Que conseilleriez-vous à un(e) enseignant(e) désireux d'entreprendre une activité de vente de ses productions ? Y a-t-il des erreurs à éviter, des formations à réaliser ?
« Toutes mes propres questions n'ont pas encore obtenu leur réponse, mais le premier conseil qui me vient à l'esprit serait qu'il faut savoir trouver les sources d'informations pertinentes, sans précipitation et avec beaucoup de prudence- pour ne pas risquer de voir ses projets s'essouffler et de se mettre en tort par ignorance.

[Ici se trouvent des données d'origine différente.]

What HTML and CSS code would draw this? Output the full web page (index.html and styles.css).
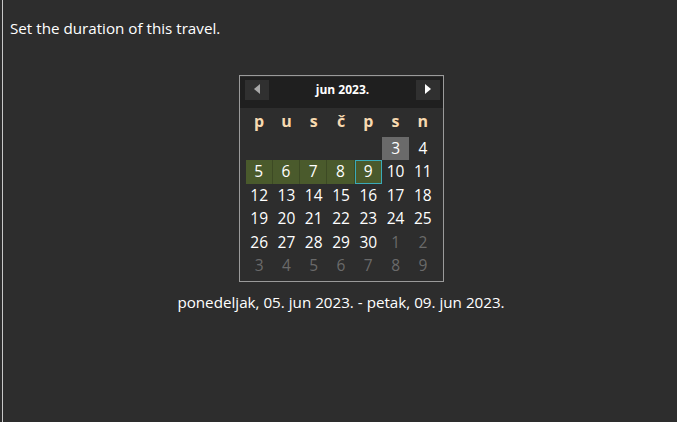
FILE: index.html
```html
<!DOCTYPE html>
<html>
<head>
<meta charset="utf-8">
<link rel="stylesheet" href="styles.css">
</head>
<body>
<div class="frame">
  <p class="title">Set the duration of this travel.</p>
  <div class="cal-wrap">
    <div class="cal">
      <div class="cal-head">
        <button class="nav prev"><svg width="8" height="10" viewBox="0 0 8 10"><path d="M7 0 L1 5 L7 10 Z" fill="#a8a8a8"/></svg></button>
        <span class="month">jun 2023.</span>
        <button class="nav next"><svg width="8" height="10" viewBox="0 0 8 10"><path d="M1 0 L7 5 L1 10 Z" fill="#ffffff"/></svg></button>
      </div>
      <div class="grid names">
        <span>p</span><span>u</span><span>s</span><span>č</span><span>p</span><span>s</span><span>n</span>
      </div>
      <div class="grid days">
        <span class="d empty"></span><span class="d empty"></span><span class="d empty"></span><span class="d empty"></span><span class="d empty"></span>
        <span class="d today">3</span><span class="d">4</span>
        <span class="d sel">5</span><span class="d sel">6</span><span class="d sel">7</span><span class="d sel">8</span><span class="d sel last">9</span><span class="d">10</span><span class="d">11</span>
        <span class="d">12</span><span class="d">13</span><span class="d">14</span><span class="d">15</span><span class="d">16</span><span class="d">17</span><span class="d">18</span>
        <span class="d">19</span><span class="d">20</span><span class="d">21</span><span class="d">22</span><span class="d">23</span><span class="d">24</span><span class="d">25</span>
        <span class="d">26</span><span class="d">27</span><span class="d">28</span><span class="d">29</span><span class="d">30</span><span class="d other">1</span><span class="d other">2</span>
        <span class="d other">3</span><span class="d other">4</span><span class="d other">5</span><span class="d other">6</span><span class="d other">7</span><span class="d other">8</span><span class="d other">9</span>
      </div>
    </div>
  </div>
  <p class="range">ponedeljak, 05. jun 2023. - petak, 09. jun 2023.</p>
</div>
</body>
</html>
```
FILE: styles.css
```css
html, body {
  margin: 0;
  padding: 0;
  height: 100%;
  background: #2d2d2d;
}
body {
  padding-left: 2px;
  box-sizing: border-box;
  font-family: "Open Sans", "Noto Sans", sans-serif;
  color: #ffffff;
}
.frame {
  border-left: 1px solid #c8c8c8;
  height: 100%;
  box-sizing: border-box;
  padding-left: 7px;
  padding-top: 18px;
}
.title {
  margin: 0;
  font-size: 15.2px;
  line-height: 20px;
}
.cal-wrap {
  display: flex;
  justify-content: center;
  margin-top: 37px;
  padding-right: 5px;
}
.cal {
  width: 205px;
  box-sizing: border-box;
  border: 1px solid #9a9a9a;
  padding: 1px 0 4px;
}
.cal-head {
  display: flex;
  align-items: center;
  justify-content: space-between;
  height: 31px;
  background: #1f1f1f;
  padding: 0 2px 0 5px;
}
.nav {
  width: 24px;
  height: 20px;
  border: none;
  background: #303030;
  padding: 0;
  display: flex;
  align-items: flex-start;
  justify-content: center;
  padding-top: 4px;
  box-sizing: border-box;
  margin-top: -6px;
}
.month {
  font-weight: bold;
  font-size: 12px;
  color: #ffffff;
  margin-top: -6px;
}
.grid {
  display: grid;
  grid-template-columns: repeat(7, 1fr);
  padding: 0 6px;
}
.names {
  height: 29px;
  align-items: center;
}
.names span {
  text-align: center;
  font-weight: bold;
  font-size: 16px;
  color: #f7d9b0;
  margin-top: -3px;
}
.d {
  height: 23.4px;
  line-height: 23px;
  text-align: center;
  font-size: 15.5px;
  color: #ffffff;
  box-sizing: border-box;
}
.today {
  background: #6a6a6a;
}
.sel {
  background: #4a5a2c;
  border-right: 1px solid #3d4a24;
}
.sel.last {
  border: 1px solid #3aabb8;
  line-height: 21px;
}
.other {
  color: #6a6a6a;
}
.range {
  margin: 10px 0 0;
  padding-right: 5px;
  text-align: center;
  font-size: 15.2px;
  line-height: 20px;
}
```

Les informations sont assez difficiles à trouver, selon moi, du fait de notre statut de fonctionnaire, mal connu en dehors de nos rangs et à l'inverse, il est difficile de faire entrer un peu d'air frais dans toutes nos circulaires !

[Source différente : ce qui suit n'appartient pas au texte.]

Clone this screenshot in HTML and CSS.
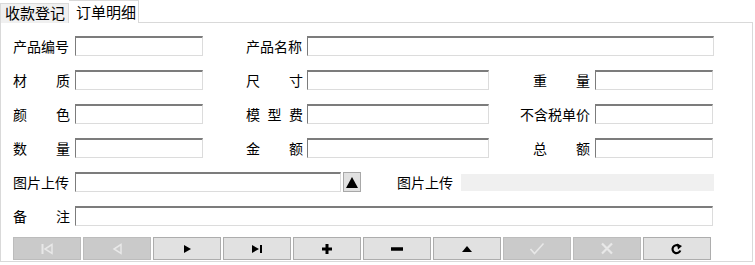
FILE: index.html
```html
<!DOCTYPE html>
<html lang="zh">
<head>
<meta charset="utf-8">
<title>订单明细</title>
<link rel="stylesheet" href="styles.css">
</head>
<body>
<div class="tabs">
  <div class="tab">收款登记</div>
  <div class="tab active">订单明细</div>
</div>
<div class="panel">
  <div class="row">
    <label class="lbl"><span>产品编号</span></label><input class="inp w128">
    <label class="lbl c2"><span>产品名称</span></label><input class="inp w407">
  </div>
  <div class="row">
    <label class="lbl"><span>材</span><span>质</span></label><input class="inp w128">
    <label class="lbl c2"><span>尺</span><span>寸</span></label><input class="inp w182">
    <label class="lbl c3"><span>重</span><span>量</span></label><input class="inp w118">
  </div>
  <div class="row">
    <label class="lbl"><span>颜</span><span>色</span></label><input class="inp w128">
    <label class="lbl c2"><span>模</span><span>型</span><span>费</span></label><input class="inp w182">
    <label class="lbl c3 wide"><span>不含税单价</span></label><input class="inp w118">
  </div>
  <div class="row">
    <label class="lbl"><span>数</span><span>量</span></label><input class="inp w128">
    <label class="lbl c2"><span>金</span><span>额</span></label><input class="inp w182">
    <label class="lbl c3"><span>总</span><span>额</span></label><input class="inp w118">
  </div>
  <div class="row">
    <label class="lbl"><span>图片上传</span></label><input class="inp w266">
    <button class="upbtn"><svg width="12" height="11" viewBox="0 0 12 11"><path d="M6 0 L12 11 L0 11 Z" fill="#000"/></svg></button>
    <span class="lbl2">图片上传</span>
    <div class="imgbox"></div>
  </div>
  <div class="row">
    <label class="lbl"><span>备</span><span>注</span></label><input class="inp w638">
  </div>
  <div class="nav">
    <button class="nb dis"><svg width="14" height="12" viewBox="0 0 14 12"><path d="M2.5 1v10" stroke="#e8e8e8" stroke-width="2" fill="none"/><path d="M12 1.5 L5 6 L12 10.5 Z" stroke="#e8e8e8" stroke-width="1.5" fill="none"/></svg></button>
    <button class="nb dis"><svg width="12" height="12" viewBox="0 0 12 12"><path d="M10 1.5 L3 6 L10 10.5 Z" stroke="#e8e8e8" stroke-width="1.5" fill="none"/></svg></button>
    <button class="nb"><svg width="10" height="10" viewBox="0 0 10 10"><path d="M2 1 L9 5 L2 9 Z" fill="#000"/></svg></button>
    <button class="nb"><svg width="12" height="10" viewBox="0 0 12 10"><path d="M1 1 L8 5 L1 9 Z" fill="#000"/><rect x="9" y="1" width="2" height="8" fill="#000"/></svg></button>
    <button class="nb"><svg width="12" height="12" viewBox="0 0 12 12"><path d="M6 1v10M1 6h10" stroke="#000" stroke-width="3"/></svg></button>
    <button class="nb"><svg width="14" height="12" viewBox="0 0 14 12"><path d="M1 6h12" stroke="#000" stroke-width="3.5"/></svg></button>
    <button class="nb"><svg width="12" height="8" viewBox="0 0 12 8"><path d="M6 1 L11 7 L1 7 Z" fill="#000"/></svg></button>
    <button class="nb dis"><svg width="16" height="13" viewBox="0 0 16 13"><path d="M1.5 7 L5.5 11.5 L14.5 1.5" stroke="#e8e8e8" stroke-width="1.6" fill="none"/></svg></button>
    <button class="nb dis"><svg width="14" height="13" viewBox="0 0 14 13"><path d="M2 1.5 L12 11.5 M12 1.5 L2 11.5" stroke="#e8e8e8" stroke-width="2.2" fill="none"/></svg></button>
    <button class="nb"><svg width="12" height="12" viewBox="0 0 12 12"><path d="M9.3 7.5 A4 4 0 1 1 8 3" stroke="#000" stroke-width="2.2" fill="none"/><path d="M6 0.5 L11 3 L7 6.5 Z" fill="#000"/></svg></button>
  </div>
</div>
</body>
</html>
```
FILE: styles.css
```css
* { box-sizing: border-box; }
html, body { margin: 0; padding: 0; background: #fff; }
body {
  font-family: "Noto Sans CJK SC", "Noto Sans", sans-serif;
  font-size: 14px;
  color: #000;
  width: 755px;
  height: 265px;
  overflow: hidden;
}
.tabs {
  display: flex;
  align-items: flex-end;
  height: 23px;
  position: relative;
  z-index: 1;
}
.tab {
  height: 20px;
  width: 69px;
  background: #f0f0f0;
  border: 1px solid #d9d9d9;
  border-bottom: none;
  font-size: 15px;
  line-height: 18px;
  padding-left: 4px;
}
.tab.active {
  height: 23px;
  width: 70px;
  background: #fff;
  border-left: none;
  padding-left: 7px;
  line-height: 22px;
}
.panel {
  margin-top: -1px;
  width: 753px;
  height: 240px;
  border: 1px solid #d9d9d9;
  padding: 13px 0 0 12px;
}
.row {
  display: flex;
  align-items: center;
  height: 20px;
  margin-bottom: 14px;
}
.row:nth-child(6) { margin-bottom: 11px; }
.lbl {
  width: 57px;
  display: flex;
  justify-content: space-between;
  margin-right: 5px;
  white-space: nowrap;
  line-height: 20px;
}
.lbl.c2 { margin-left: 43px; margin-right: 4px; }
.lbl.c3 { margin-left: 44px; }
.lbl.wide { justify-content: flex-end; }
.lbl.wide span { margin-left: -20px; }
.inp {
  height: 20px;
  border-style: solid;
  border-width: 2px 1px 1px 1px;
  border-color: #7c7c7c #dcdcdc #dcdcdc #7c7c7c;
  background: #fff;
  padding: 0 2px;
  margin: 0;
  font: inherit;
  outline: none;
}
.w128 { width: 128px; }
.w182 { width: 182px; }
.w118 { width: 118px; }
.w407 { width: 407px; }
.w266 { width: 266px; }
.w638 { width: 638px; }
.upbtn {
  width: 18px;
  height: 20px;
  margin-left: 2px;
  padding: 0;
  background: #e1e1e1;
  border: 1px solid #a8a8a8;
  display: flex;
  align-items: center;
  justify-content: center;
}
.lbl2 {
  margin-left: 36px;
  width: 64px;
  line-height: 20px;
}
.imgbox {
  width: 253px;
  height: 17px;
  background: #f0f0f0;
}
.nav {
  display: flex;
  gap: 2px;
  padding-left: 0;
}
.nb {
  width: 68px;
  height: 23px;
  padding: 0;
  margin: 0;
  background: #e1e1e1;
  border: 1px solid #adadad;
  display: flex;
  align-items: center;
  justify-content: center;
}
.nb.dis {
  background: #cacaca;
  border-color: #bcbcbc;
}
```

Pour ma part, j'ai recueilli les premiers éléments indispensables auprès de l’association AIDE AUX PROFS du conseiller juridique du Rectorat et des associations d'aide à la création d'entreprise. Je poursuis également mes recherches auprès de la chambre des métiers de l'artisanat et de la maison des artistes et prévois également de me former tant du point de vue de la technique pure que dans la démarche d'accompagnement de publics spécifiques. Dans le Primaire, les mutations sont en panne, un facteur supplémentaire de démotivation ! »
Aux dernières nouvelles, 13 as plus tard, Marie-Claude BLIN poursuit son activité passionnante qui a donné du sens à sa vie.